Williams denied kidnapping and robbing the victim, but she did tell police the undocumented man attempted to rape her. She later said she took him back to the mobile home after the alleged rape and that other people beat him up, according to the report. In a confusing moment, Williams allegedly told police she knew the victim for more than 12 years but couldn’t recall his name. Investigators say she told them the victim voluntarily gave them his debit card and PIN number so they could withdraw money, the report says.
Williams, Greiff and Rafael were charged with felony counts of armed robbery, kidnapping and aggravated battery. All three are currently being held at the Broward County Jail.
She made the false accusation that the victim had raped her because it was part of the criminal’s plan to scream rape to make herself as the victim and her gang as simply her avengers. A report from the Hill confirms this: “Williams added that she would tell police he raped her if he talked to the authorities, the report continues.”
What type of mentality comes up with such a plan?
Its a mentality that perceives that society will automatically believe a woman if she says she is raped, even if she is using her false testimony as a cover for her own crime. The fact that they targeted this guy because they believed that he would not tell the police in fear of being deported, also indicates that this gang of sadists perceived that people would be more likely to believe that the victim really was raped because of the victim’s status of being undocumented.

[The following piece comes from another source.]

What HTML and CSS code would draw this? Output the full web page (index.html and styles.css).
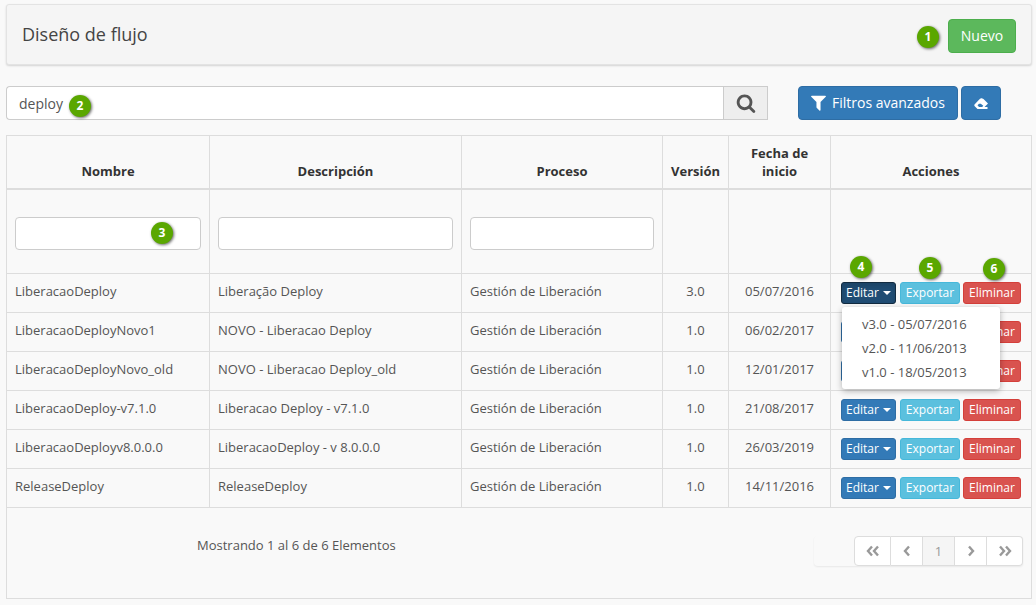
FILE: index.html
```html
<!DOCTYPE html>
<html lang="es">
<head>
  <meta charset="UTF-8">
  <title>Diseño de flujo</title>
  <link rel="stylesheet" href="styles.css">
</head>
<body>
<svg class="sprite" xmlns="http://www.w3.org/2000/svg">
  <symbol id="i-search" viewBox="0 0 1792 1792"><path d="M1216 832q0-185-131.500-316.500t-316.500-131.500-316.500 131.500-131.500 316.500 131.500 316.500 316.500 131.500 316.500-131.500 131.500-316.500zm512 832q0 52-38 90t-90 38q-54 0-90-38l-343-342q-179 124-399 124-143 0-273.500-55.500t-225-150-150-225-55.500-273.500 55.500-273.500 150-225 225-150 273.500-55.500 273.500 55.500 225 150 150 225 55.500 273.500q0 220-124 399l343 343q37 37 37 90z"/></symbol>
  <symbol id="i-filter" viewBox="0 0 1792 1792"><path d="M1595 295q17 41-14 70l-493 493v742q0 42-39 59-13 5-25 5-27 0-45-19l-256-256q-19-19-19-45v-486l-493-493q-31-29-14-70 17-39 59-39h1280q42 0 59 39z"/></symbol>
  <symbol id="i-eraser" viewBox="0 0 14 11"><path fill-rule="evenodd" d="M.5 6.500 6 .8Q6.800 0 7.800.3L9.500 1 14 5.500 10.500 9H13.500V11H3.500L.5 8Q0 7.200.5 6.500ZM3.500 7.300 5 9H8.200L9.300 7.800 6.800 5.700H5Z"/></symbol>
</svg>

<div class="page">
  <header class="panel">
    <h1>Diseño de flujo</h1>
    <span class="badge badge-1">1</span>
    <button class="btn btn-green">Nuevo</button>
  </header>

  <div class="search-row">
    <div class="search-box">
      <div class="search-field">deploy<span class="badge badge-2">2</span></div>
      <button class="search-btn"><svg class="icon-search"><use href="#i-search"/></svg></button>
    </div>
    <button class="btn btn-blue btn-filter"><svg class="icon-filter"><use href="#i-filter"/></svg>Filtros avanzados</button>
    <button class="btn btn-blue btn-eraser"><svg class="icon-eraser"><use href="#i-eraser"/></svg></button>
  </div>

  <div class="list">
    <table>
      <colgroup>
        <col class="c-name"><col class="c-desc"><col class="c-proc"><col class="c-ver"><col class="c-date"><col>
      </colgroup>
      <thead>
        <tr>
          <th>Nombre</th>
          <th>Descripción</th>
          <th>Proceso</th>
          <th>Versión</th>
          <th>Fecha de inicio</th>
          <th>Acciones</th>
        </tr>
      </thead>
      <tbody>
        <tr class="filters">
          <td><div class="filter-wrap"><input type="text"><span class="badge badge-3">3</span></div></td>
          <td><input type="text"></td>
          <td><input type="text"></td>
          <td></td>
          <td></td>
          <td class="badges-cell">
            <span class="badge badge-4">4</span>
            <span class="badge badge-5">5</span>
            <span class="badge badge-6">6</span>
          </td>
        </tr>
        <tr>
          <td>LiberacaoDeploy</td><td>Liberação Deploy</td><td>Gestión de Liberación</td><td class="mid">3.0</td><td class="mid">05/07/2016</td>
          <td class="actions">
            <div class="action-row">
              <div class="drop">
                <button class="act act-edit open">Editar<i class="caret"></i></button>
                <ul class="menu">
                  <li>v3.0 - 05/07/2016</li>
                  <li>v2.0 - 11/06/2013</li>
                  <li>v1.0 - 18/05/2013</li>
                </ul>
              </div>
              <button class="act act-export">Exportar</button>
              <button class="act act-delete">Eliminar</button>
            </div>
          </td>
        </tr>
        <tr>
          <td>LiberacaoDeployNovo1</td><td>NOVO - Liberacao Deploy</td><td>Gestión de Liberación</td><td class="mid">1.0</td><td class="mid">06/02/2017</td>
          <td class="actions"><div class="action-row"><button class="act act-edit">Editar<i class="caret"></i></button><button class="act act-export">Exportar</button><button class="act act-delete">Eliminar</button></div></td>
        </tr>
        <tr>
          <td>LiberacaoDeployNovo_old</td><td>NOVO - Liberacao Deploy_old</td><td>Gestión de Liberación</td><td class="mid">1.0</td><td class="mid">12/01/2017</td>
          <td class="actions"><div class="action-row"><button class="act act-edit">Editar<i class="caret"></i></button><button class="act act-export">Exportar</button><button class="act act-delete">Eliminar</button></div></td>
        </tr>
        <tr>
          <td>LiberacaoDeploy-v7.1.0</td><td>Liberacao Deploy - v7.1.0</td><td>Gestión de Liberación</td><td class="mid">1.0</td><td class="mid">21/08/2017</td>
          <td class="actions"><div class="action-row"><button class="act act-edit">Editar<i class="caret"></i></button><button class="act act-export">Exportar</button><button class="act act-delete">Eliminar</button></div></td>
        </tr>
        <tr>
          <td>LiberacaoDeployv8.0.0.0</td><td>LiberacaoDeploy - v 8.0.0.0</td><td>Gestión de Liberación</td><td class="mid">1.0</td><td class="mid">26/03/2019</td>
          <td class="actions"><div class="action-row"><button class="act act-edit">Editar<i class="caret"></i></button><button class="act act-export">Exportar</button><button class="act act-delete">Eliminar</button></div></td>
        </tr>
        <tr>
          <td>ReleaseDeploy</td><td>ReleaseDeploy</td><td>Gestión de Liberación</td><td class="mid">1.0</td><td class="mid">14/11/2016</td>
          <td class="actions"><div class="action-row"><button class="act act-edit">Editar<i class="caret"></i></button><button class="act act-export">Exportar</button><button class="act act-delete">Eliminar</button></div></td>
        </tr>
      </tbody>
    </table>

    <div class="list-foot">
      <p class="count">Mostrando 1 al 6 de 6 Elementos</p>
      <div class="pager-shade">
        <ul class="pager">
          <li><svg viewBox="0 0 14 12"><path d="M6 1.500 2 6l4 4.500M12 1.500 8 6l4 4.500"/></svg></li>
          <li><svg viewBox="0 0 14 12"><path d="M9 1.500 5 6l4 4.500"/></svg></li>
          <li class="current">1</li>
          <li><svg viewBox="0 0 14 12"><path d="M5 1.500 9 6l-4 4.500"/></svg></li>
          <li><svg viewBox="0 0 14 12"><path d="M2 1.500 6 6l-4 4.500M8 1.500 12 6l-4 4.500"/></svg></li>
        </ul>
      </div>
    </div>
  </div>
</div>
</body>
</html>
```

FILE: styles.css
```css
html {
    --line: #dddddd;
    --text: #555555;
    --blue: #337ab7;
    --blue-edge: #2e6da4;
}

* {
    box-sizing: border-box;
}

body {
    margin: 0;
    background: #f9f9f9;
    color: var(--text);
    font-family: "Open Sans", sans-serif;
    font-size: 13px;
}

button {
    font-family: inherit;
    cursor: pointer;
}

.sprite {
    display: none;
}

.page {
    position: relative;
    height: 605px;
    padding: 4px 4px 0 6px;
    overflow: hidden;
}

/* header */
.panel {
    display: flex;
    align-items: center;
    justify-content: space-between;
    position: relative;
    height: 61px;
    padding: 0 15px;
    background: #f5f5f5;
    border: 1px solid #e3e3e3;
    border-radius: 3px;
    box-shadow: 0 1px 2px rgba(0, 0, 0, .15);
}

.panel h1 {
    margin: 0 0 2px;
    color: #444444;
    font-size: 18px;
    font-weight: 400;
}

.btn {
    border-radius: 4px;
    color: #ffffff;
    font-size: 14px;
}

.btn-green {
    width: 68px;
    height: 34px;
    margin-top: 2px;
    padding: 0;
    background: #5cb85c;
    border: 1px solid #4cae4c;
}

.btn-blue {
    height: 34px;
    background: var(--blue);
    border: 1px solid var(--blue-edge);
}

/* search */
.search-row {
    display: flex;
    margin: 21px 0 15px;
}

.search-box {
    display: flex;
    width: 762px;
    margin-right: 30px;
}

.search-field {
    position: relative;
    flex: 1;
    height: 34px;
    padding: 0 12px;
    background: #ffffff;
    border: 1px solid #cccccc;
    border-right: 0;
    border-radius: 4px 0 0 4px;
    font-size: 14px;
    line-height: 34px;
}

.search-btn {
    width: 45px;
    height: 34px;
    padding: 0;
    background: #eeeeee;
    border: 1px solid #cccccc;
}

.icon-search {
    display: block;
    width: 20px;
    height: 20px;
    margin: 0 auto;
    fill: #555555;
}

.btn-filter {
    display: flex;
    align-items: center;
    width: 160px;
    margin-right: 3px;
    padding: 0 0 1px 10px;
    font-size: 14px;
}

.icon-filter {
    width: 19px;
    height: 19px;
    margin-right: 4px;
    fill: #ffffff;
}

.btn-eraser {
    width: 40px;
    padding: 0;
}

.icon-eraser {
    display: block;
    width: 14px;
    height: 11px;
    margin: 0 auto;
    fill: #ffffff;
}

/* table */
.list {
    width: 1026px;
    height: 464px;
    border: 1px solid var(--line);
    border-top: 0;
}

table {
    width: 1026px;
    margin-left: -1px;
    border-collapse: collapse;
    table-layout: fixed;
}

.c-name { width: 203px; }
.c-desc { width: 252px; }
.c-proc { width: 201px; }
.c-ver  { width: 66px; }
.c-date { width: 102px; }

th, td {
    border: 1px solid var(--line);
    padding: 0 8px;
}

th {
    height: 53px;
    padding-bottom: 8px;
    border-bottom-width: 2px;
    color: #333333;
    font-size: 13px;
    font-weight: 700;
    line-height: 18px;
    text-align: center;
    vertical-align: bottom;
}

td {
    height: 39px;
    padding-bottom: 5px;
}

.mid {
    text-align: center;
}

.filters td {
    position: relative;
    height: 85px;
    padding: 27px 8px 0;
    vertical-align: top;
}

input {
    display: block;
    width: 100%;
    height: 33px;
    background: #ffffff;
    border: 1px solid #cccccc;
    border-radius: 4px;
}

.filter-wrap {
    position: relative;
}

/* row actions */
.actions {
    padding: 0 0 0 10px;
}

.action-row {
    display: flex;
}

.drop {
    position: relative;
}

.act {
    display: block;
    height: 22px;
    margin-right: 3px;
    padding: 0 0 2px;
    border-radius: 3px;
    color: #ffffff;
    font-size: 12px;
}

.act-edit {
    width: 55px;
    margin-right: 4px;
    background: var(--blue);
    border: 1px solid var(--blue-edge);
}

.act-edit.open {
    background: #204d74;
    border-color: #122b40;
    box-shadow: inset 0 3px 5px rgba(0, 0, 0, .125);
}

.act-export {
    width: 60px;
    background: #5bc0de;
    border: 1px solid #46b8da;
}

.act-delete {
    width: 58px;
    margin-right: 0;
    background: #d9534f;
    border: 1px solid #d43f3a;
}

.caret {
    display: inline-block;
    margin-left: 4px;
    border-top: 4px solid #ffffff;
    border-left: 4px solid transparent;
    border-right: 4px solid transparent;
    vertical-align: 2px;
}

.menu {
    position: absolute;
    top: 25px;
    left: 1px;
    z-index: 5;
    width: 158px;
    height: 82px;
    margin: 0;
    padding: 5px 0;
    background: #ffffff;
    border-radius: 3px;
    box-shadow: 0 2px 6px rgba(0, 0, 0, .3);
    list-style: none;
}

.menu li {
    height: 24px;
    padding-left: 20px;
    font-size: 13px;
    line-height: 24px;
}

/* footer */
.list-foot {
    position: relative;
    height: 91px;
}

.count {
    margin: 0;
    padding: 28px 0 0 190px;
}

.pager-shade {
    position: absolute;
    top: 28px;
    right: 8px;
    width: 209px;
    height: 30px;
    padding-left: 40px;
    border-radius: 4px;
    box-shadow: 0 1px 2px rgba(0, 0, 0, .07);
}

.pager {
    display: flex;
    height: 30px;
    margin: 0;
    padding: 0;
    list-style: none;
}

.pager li {
    display: flex;
    align-items: center;
    justify-content: center;
    width: 32px;
    background: #ffffff;
    border: 1px solid var(--line);
    border-left: 0;
    color: #999999;
}

.pager li:first-child {
    width: 37px;
    border-left: 1px solid var(--line);
    border-radius: 4px 0 0 4px;
}

.pager li:last-child {
    width: 36px;
    border-radius: 0 4px 4px 0;
}

.pager .current {
    background: #f5f5f5;
}

.pager svg {
    width: 14px;
    height: 12px;
    fill: none;
    stroke: #999999;
    stroke-width: 2.4;
}

/* numbered markers laid over the page */
.badge {
    position: absolute;
    display: block;
    width: 22px;
    height: 22px;
    background: #5aa700;
    border-radius: 50%;
    box-shadow: 1px 1px 3px rgba(0, 0, 0, .6);
    color: #ffffff;
    font-size: 12px;
    font-weight: 700;
    line-height: 22px;
    text-align: center;
}

.badge-1 { top: 21px; left: 910px; }
.badge-2 { top: 8px; left: 62px; }
.badge-3 { top: 5px; left: 136px; }
.badge-4 { top: 66px; left: 19px; }
.badge-5 { top: 67px; left: 88px; }
.badge-6 { top: 68px; left: 152px; }
```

The story also reveals a reality of how undocumented workers can face horrific exploitation.
While Latin America goes through the travail of being the largest murder sight on earth, politicians in the US use migrants from Mexico and Central America for political leverage. The Democrats use these migrants to gain votes, portraying themselves as caring and compassionate for the migrants in order to get prospective voters. The Republicans on the other hand, use “illegal immigrants” as a way to portray themselves as the defenders of America, as the ones who are going to protect American citizens from ‘invaders.’ Both Democrats and Republicans use migrants to get votes, and thus, they want “illegals” coming across the border since it continues to fuel their propaganda schemes. Its like terrorism: the military industrial complex needs terrorism in order to justify spending on military technology.

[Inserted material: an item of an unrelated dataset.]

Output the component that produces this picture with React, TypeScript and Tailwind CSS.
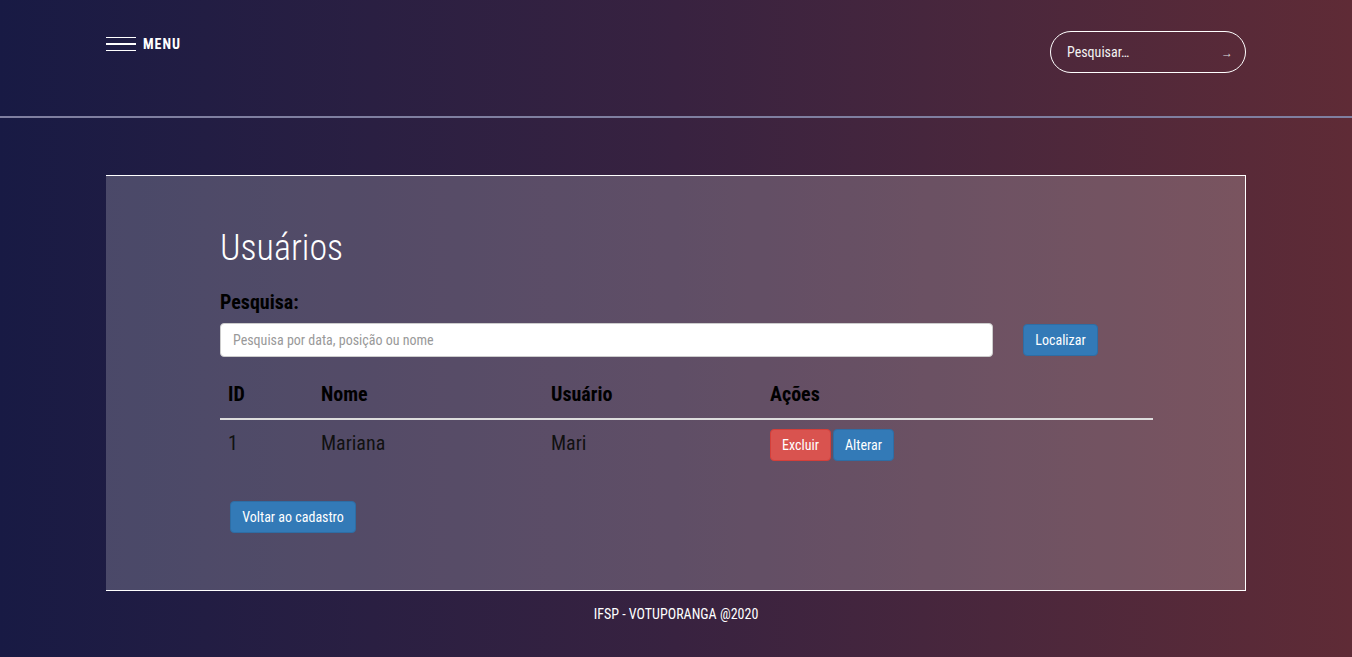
const FONT = "font-['Roboto_Condensed','Liberation_Sans_Narrow','Arial_Narrow',Roboto,sans-serif]"

const ROWS = [{ id: 1, nome: 'Mariana', usuario: 'Mari' }]

function Header() {
  return (
    <header className="h-[118px] border-b-2 border-[#7f7fa0]">
      <div className="mx-auto flex w-[1140px] items-start justify-between">
        <button className="mt-[36px] flex items-center gap-[7px] text-white">
          <span className="flex w-[30px] flex-col gap-[5px]">
            <span className="h-[1.5px] bg-white" />
            <span className="h-[1.5px] bg-white" />
            <span className="h-[1.5px] bg-white" />
          </span>
          <span className="text-[14px] font-bold leading-[16px] tracking-[1px]">MENU</span>
        </button>
        <div className="mt-[31px] flex h-[42px] w-[196px] items-center justify-between rounded-full border border-white pl-[16px] pr-[12px]">
          <span className="text-[14px] text-[#f3f3f3]">Pesquisar…</span>
          <span className="pt-[2px] text-[12px] text-[#ddd]">→</span>
        </div>
      </div>
    </header>
  )
}

function Btn({ children, color = 'blue', w }: { children: React.ReactNode; color?: 'blue' | 'red'; w: string }) {
  return (
    <button
      className={
        (color === 'red'
          ? 'h-[32px] rounded-[4px] border border-[#d43f3a] bg-[#d9534f] text-[14px] text-white '
          : 'h-[32px] rounded-[4px] border border-[#2e6da4] bg-[#337ab7] text-[14px] text-white ') + w
      }
    >
      {children}
    </button>
  )
}

export default function App() {
  return (
    <div className={`min-h-[657px] bg-gradient-to-r from-[#181a44] via-[#382240] to-[#5f2b36] ${FONT}`}>
      <Header />

      <main className="mx-auto mt-[57px] w-[1140px] border-y border-r border-white bg-white/20 pl-[114px] pt-[52px] pb-[57px]">
        <h1 className="h-[40px] text-[36px] font-light leading-[40px] text-white">Usuários</h1>

        <label className="mt-[22px] block text-[20px] font-bold leading-[24px] text-black">Pesquisa:</label>
        <div className="mt-[9px] flex items-center gap-[30px]">
          <input
            placeholder="Pesquisa por data, posição ou nome"
            className="h-[34px] w-[773px] rounded-[4px] border border-[#ccc] bg-white px-[12px] text-[14px] text-[#555] placeholder:text-[#999] outline-none"
          />
          <Btn w="w-[75px]">Localizar</Btn>
        </div>

        <div className="mt-[15px] w-[933px] text-[20px] leading-[24px]">
          <div className="grid grid-cols-[93px_230px_219px_1fr] border-b-2 border-[#ddd] pt-[10px] pb-[12px] font-bold text-black">
            <div className="px-[8px]">ID</div>
            <div className="px-[8px]">Nome</div>
            <div className="px-[8px]">Usuário</div>
            <div className="px-[8px]">Ações</div>
          </div>
          {ROWS.map((r) => (
            <div key={r.id} className="grid grid-cols-[93px_230px_219px_1fr] text-[#111]">
              <div className="px-[8px] pt-[11px]">{r.id}</div>
              <div className="px-[8px] pt-[11px]">{r.nome}</div>
              <div className="px-[8px] pt-[11px]">{r.usuario}</div>
              <div className="flex gap-[2px] px-[8px] pt-[9px] pb-[8px]">
                <Btn color="red" w="w-[61px]">Excluir</Btn>
                <Btn w="w-[61px]">Alterar</Btn>
              </div>
            </div>
          ))}
        </div>

        <div className="mt-[32px] pl-[10px]">
          <Btn w="w-[126px]">Voltar ao cadastro</Btn>
        </div>
      </main>

      <footer className="pt-[13px] pb-[33px] text-center text-[14px] leading-[20px] text-white">
        IFSP - VOTUPORANGA @2020
      </footer>
    </div>
  )
}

The private prison system industry lobbies for more increased legislation to detain illegal immigrants, so that they can profit off of the whole situation. Without “illegals,” they would not be making any money, so thus they want illegal immigration, as do the politicians who they pay to push for more “border security” and the arresting of migrants. In the 1980s, when the state detention centers began to run out of room, the Immigration and Naturalization Service (the precursor to today’s ICE), began to contract out detained migrants to private prisons. The Corrections Corporation of America, which was founded in 1983 and is now known as CoreCivic, is a prison corporation with a very powerful multi-million dollar lobby, and which benefits greatly from putting illegal immigrants in prison.

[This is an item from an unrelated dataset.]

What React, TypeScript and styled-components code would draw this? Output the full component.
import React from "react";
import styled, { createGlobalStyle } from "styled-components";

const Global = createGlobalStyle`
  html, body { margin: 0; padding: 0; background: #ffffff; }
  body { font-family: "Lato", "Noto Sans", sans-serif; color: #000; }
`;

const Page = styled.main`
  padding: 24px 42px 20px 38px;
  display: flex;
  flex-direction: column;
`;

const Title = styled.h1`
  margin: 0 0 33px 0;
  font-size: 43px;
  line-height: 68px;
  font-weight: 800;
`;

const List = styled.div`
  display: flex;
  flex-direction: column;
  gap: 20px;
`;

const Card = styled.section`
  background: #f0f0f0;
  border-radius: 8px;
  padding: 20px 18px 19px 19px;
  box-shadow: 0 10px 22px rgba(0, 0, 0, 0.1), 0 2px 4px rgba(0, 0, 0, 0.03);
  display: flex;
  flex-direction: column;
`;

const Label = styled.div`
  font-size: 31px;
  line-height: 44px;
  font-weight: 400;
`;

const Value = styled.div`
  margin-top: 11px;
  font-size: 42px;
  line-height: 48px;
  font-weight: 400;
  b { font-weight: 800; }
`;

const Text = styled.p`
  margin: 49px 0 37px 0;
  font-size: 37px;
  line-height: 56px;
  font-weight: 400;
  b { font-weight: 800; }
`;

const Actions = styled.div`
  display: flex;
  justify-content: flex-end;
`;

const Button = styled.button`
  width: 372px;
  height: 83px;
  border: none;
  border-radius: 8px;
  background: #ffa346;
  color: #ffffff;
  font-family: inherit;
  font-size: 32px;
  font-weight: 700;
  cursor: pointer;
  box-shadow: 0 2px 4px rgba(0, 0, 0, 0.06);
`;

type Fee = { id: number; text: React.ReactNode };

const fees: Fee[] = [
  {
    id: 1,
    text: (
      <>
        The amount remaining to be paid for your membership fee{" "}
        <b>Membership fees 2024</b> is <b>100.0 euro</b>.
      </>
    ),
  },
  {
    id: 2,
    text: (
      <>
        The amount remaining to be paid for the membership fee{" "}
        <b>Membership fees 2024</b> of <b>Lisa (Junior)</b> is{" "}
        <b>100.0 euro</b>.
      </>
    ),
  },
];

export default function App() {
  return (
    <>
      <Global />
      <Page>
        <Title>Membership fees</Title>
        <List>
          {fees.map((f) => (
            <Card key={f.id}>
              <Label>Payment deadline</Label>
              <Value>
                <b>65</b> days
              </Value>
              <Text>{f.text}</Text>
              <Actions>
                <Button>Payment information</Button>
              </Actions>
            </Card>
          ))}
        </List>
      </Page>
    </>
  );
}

Between 2002 and 2012, private prison companies — like the Corrections Corporation of America, Management and Training Corporation, and GEO Group — gave over $45 million in campaign funding and lobbying. In a message to their shareholders, the Corrections Corporation of America said: “Our growth is generally dependent upon the ability to obtain new contracts to develop and manage new correctional and detention facilities … The demand for our facilities and services could be adversely affected by … the decriminalization of certain activities that are currently proscribed by our criminal laws.” In other words, ‘Our profit depends on the word ‘illegal’.”
So, while politicians gain votes with illegal immigration, industries also make a lot of money from illegal immigration. The US government could solve the illegal immigration problem overnight, but it doesn’t. Why? There is huge profit to be made through the exploitation of illegal workers. As long as these migrant workers are imposed with the title of “illegal,” they are exploitable.
Since the 19th century, Americans have been hiring migrant workers from Mexico. A lot of this began with the building of the railroad network connecting Mexico with the US. Mexico and the US needed Mexican labor to build the railways in both Mexico and the US. When migrants from Mexico arrived at the border, they were met and offered their wages. The Mexico City-El Paso rail line hired workers from the Mexican countryside, and not too long after this, American railroad and mining companies began to send employment agents to Mexico to find workers. The workers would travel by train all the way to El Paso where they would be contracted by an employment agency to build railroads in Kansas. Later, these employment recruiters were getting migrant workers to build a railroad in Fresno, California.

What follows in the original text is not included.